Start

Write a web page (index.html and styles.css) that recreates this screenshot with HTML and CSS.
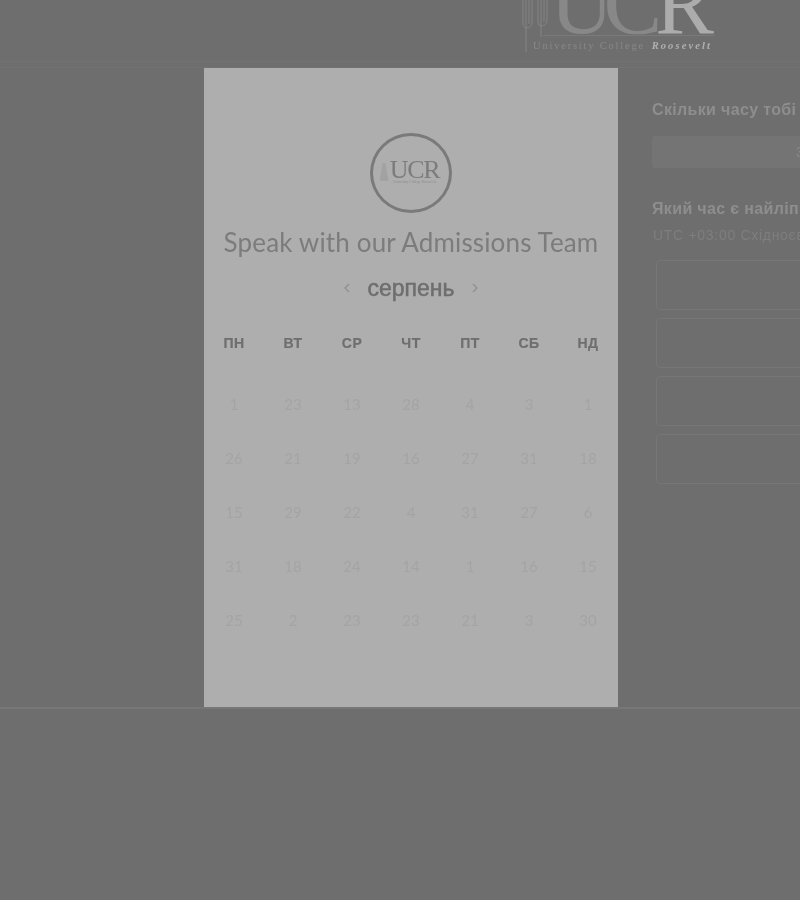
FILE: index.html
```html
<!DOCTYPE html>
<html lang="uk">
<head>
<meta charset="utf-8">
<title>Speak with our Admissions Team</title>
<link rel="stylesheet" href="styles.css">
</head>
<body>
<div class="page">
  <header class="header">
    <div class="brand">
      <svg class="brand-icon" width="26" height="54" viewBox="0 0 26 54" fill="none" stroke="#848484" stroke-width="1">
        <path d="M1 0v23q0 5 3 5M4 0v52M7 0v24M10 0v22q0 6-6 6"/>
        <path d="M16 0v22M19 0v37M22 0v22M25 0v20q0 6-6 6M16 22q0 4 3 4"/>
      </svg>
      <div class="brand-text">
        <div class="brand-ucr"><span class="brand-uc">UC</span><span class="brand-r">R</span></div>
        <div class="brand-name"><span class="brand-uni">University College</span> <span class="brand-roosevelt">Roosevelt</span></div>
      </div>
    </div>
  </header>
  <main class="content">
    <section class="side">
      <h2 class="side-title">Скільки часу тобі потрібно?</h2>
      <div class="duration"><span class="duration-value">30 хв</span></div>
      <h2 class="side-title side-title-time">Який час є найліпшим для тебе?</h2>
      <p class="zone">UTC +03:00 Східноєвропейський літній час</p>
      <div class="slots">
        <div class="slot"></div>
        <div class="slot"></div>
        <div class="slot"></div>
        <div class="slot"></div>
      </div>
    </section>
  </main>
  <footer class="footer"></footer>
</div>
<div class="modal">
  <div class="badge">
    <span class="badge-mark"></span>
    <div class="badge-text">
      <span class="badge-ucr">UCR</span>
      <span class="badge-sub">University College Roosevelt</span>
    </div>
  </div>
  <h1 class="modal-title">Speak with our Admissions Team</h1>
  <div class="month">
    <svg class="chev" width="8" height="12" viewBox="0 0 8 12" fill="none" stroke="#8e8e8e" stroke-width="1.2"><path d="M6 2L2 6l4 4"/></svg>
    <span class="month-name">серпень</span>
    <svg class="chev" width="8" height="12" viewBox="0 0 8 12" fill="none" stroke="#8e8e8e" stroke-width="1.2"><path d="M2 2l4 4-4 4"/></svg>
  </div>
  <div class="weekdays">
    <span>ПН</span><span>ВТ</span><span>СР</span><span>ЧТ</span><span>ПТ</span><span>СБ</span><span>НД</span>
  </div>
  <div class="days">
    <span>1</span><span>23</span><span>13</span><span>28</span><span>4</span><span>3</span><span>1</span>
    <span>26</span><span>21</span><span>19</span><span>16</span><span>27</span><span>31</span><span>18</span>
    <span>15</span><span>29</span><span>22</span><span>4</span><span>31</span><span>27</span><span>6</span>
    <span>31</span><span>18</span><span>24</span><span>14</span><span>1</span><span>16</span><span>15</span>
    <span>25</span><span>2</span><span>23</span><span>23</span><span>21</span><span>3</span><span>30</span>
  </div>
</div>
</body>
</html>
```
FILE: styles.css
```css
html, body {
  margin: 0;
  padding: 0;
  height: 100%;
  overflow: hidden;
  background: #6e6e6e;
}
body {
  position: relative;
  width: 800px;
  height: 900px;
  font-family: "Liberation Sans", Arial, sans-serif;
  filter: blur(0.5px);
}
.page {
  display: flex;
  flex-direction: column;
  height: 900px;
}
.header {
  height: 62px;
  box-sizing: border-box;
  border-bottom: 1px solid #727272;
  display: flex;
  justify-content: flex-end;
  padding-right: 85px;
  overflow: hidden;
  flex: none;
}
.brand {
  display: flex;
  align-items: flex-start;
}
.brand-icon {
  flex: none;
  margin-right: -5px;
}
.brand-text {
  display: flex;
  flex-direction: column;
  width: 172px;
}
.brand-ucr {
  font-family: "Liberation Serif", serif;
  font-size: 88px;
  line-height: 7px;
  height: 35px;
  border-bottom: 1px solid #7a7a7a;
  padding-left: 7px;
  white-space: nowrap;
}
.brand-uc {
  color: #888888;
  letter-spacing: -10px;
}
.brand-r {
  color: #acacac;
  margin-left: 3px;
}
.brand-name {
  font-family: "Liberation Serif", serif;
  font-size: 10.5px;
  line-height: 14px;
  margin-top: 3px;
  margin-left: -10px;
  white-space: nowrap;
}
.brand-uni {
  color: #888888;
  letter-spacing: 1.8px;
}
.brand-roosevelt {
  color: #b0b0b0;
  font-style: italic;
  font-weight: bold;
  letter-spacing: 2.1px;
  margin-left: 4px;
}
.content {
  height: 642px;
  box-sizing: border-box;
  border-top: 1px solid #727272;
  border-bottom: 2px solid #777777;
  margin-top: 5px;
  padding: 32px 0 0 652px;
  flex: none;
  overflow: hidden;
}
.side {
  width: 400px;
}
.side-title {
  margin: 0;
  font-size: 16px;
  line-height: 20px;
  font-weight: bold;
  letter-spacing: 0.35px;
  color: #8e8e8e;
  white-space: nowrap;
}
.duration {
  height: 32px;
  margin-top: 16px;
  background: #747474;
  border-radius: 3px;
  line-height: 32px;
  font-size: 14px;
  color: #8a8a8a;
  padding-left: 144px;
}
.duration-value {
  white-space: nowrap;
}
.side-title-time {
  margin-top: 31px;
}
.zone {
  margin: 7px 0 0 1px;
  font-size: 14px;
  line-height: 18px;
  color: #7e7e7e;
  letter-spacing: 0.7px;
  white-space: nowrap;
}
.slots {
  display: flex;
  flex-direction: column;
  gap: 8px;
  margin: 16px 0 0 4px;
}
.slot {
  height: 50px;
  box-sizing: border-box;
  border: 1px solid #767676;
  border-radius: 4px;
}
.footer {
  flex: 1;
}
.modal {
  position: absolute;
  left: 204px;
  top: 68px;
  width: 414px;
  height: 639px;
  background: #aeaeae;
  display: flex;
  flex-direction: column;
  align-items: center;
  padding-top: 65px;
  box-sizing: border-box;
}
.badge {
  width: 82px;
  height: 80px;
  box-sizing: border-box;
  border: 3px solid #7a7a7a;
  border-radius: 50%;
  display: flex;
  align-items: center;
  justify-content: center;
  gap: 1px;
  flex: none;
  padding-right: 3px;
}
.badge-mark {
  width: 9px;
  height: 18px;
  background: #a2a2a2;
  clip-path: polygon(35% 0, 65% 0, 100% 100%, 0 100%);
  flex: none;
  margin-top: -2px;
}
.badge-text {
  display: flex;
  flex-direction: column;
  align-items: center;
  width: 50px;
  margin-top: -2px;
}
.badge-ucr {
  font-family: "Liberation Serif", serif;
  font-size: 26px;
  line-height: 21px;
  color: #7c7c7c;
  letter-spacing: -1.4px;
}
.badge-sub {
  font-family: "Liberation Serif", serif;
  font-size: 3.6px;
  line-height: 5px;
  color: #8c8c8c;
  white-space: nowrap;
}
.modal-title {
  margin: 14px 0 0;
  font-family: Lato, sans-serif;
  font-size: 26px;
  line-height: 30px;
  font-weight: 400;
  letter-spacing: 0.15px;
  color: #7c7c7c;
  white-space: nowrap;
}
.month {
  display: flex;
  align-items: center;
  gap: 16px;
  margin-top: 16px;
  height: 30px;
}
.month-name {
  font-size: 23px;
  line-height: 30px;
  font-weight: 400;
  color: #6e6e6e;
  -webkit-text-stroke: 0.5px #6e6e6e;
}
.weekdays, .days {
  display: grid;
  grid-template-columns: repeat(7, 59px);
  width: 413px;
  text-align: center;
}
.weekdays {
  margin-top: 30px;
  font-size: 14px;
  line-height: 20px;
  font-weight: bold;
  letter-spacing: 0.5px;
  color: #6f6f6f;
  -webkit-text-stroke: 0.2px #6f6f6f;
}
.days {
  margin-top: 24px;
  grid-auto-rows: 54px;
  font-family: Lato, sans-serif;
  font-size: 15px;
  line-height: 54px;
  color: #a4a4a4;
}
```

End

Tell how many lines contain the word "with", using only the number.

3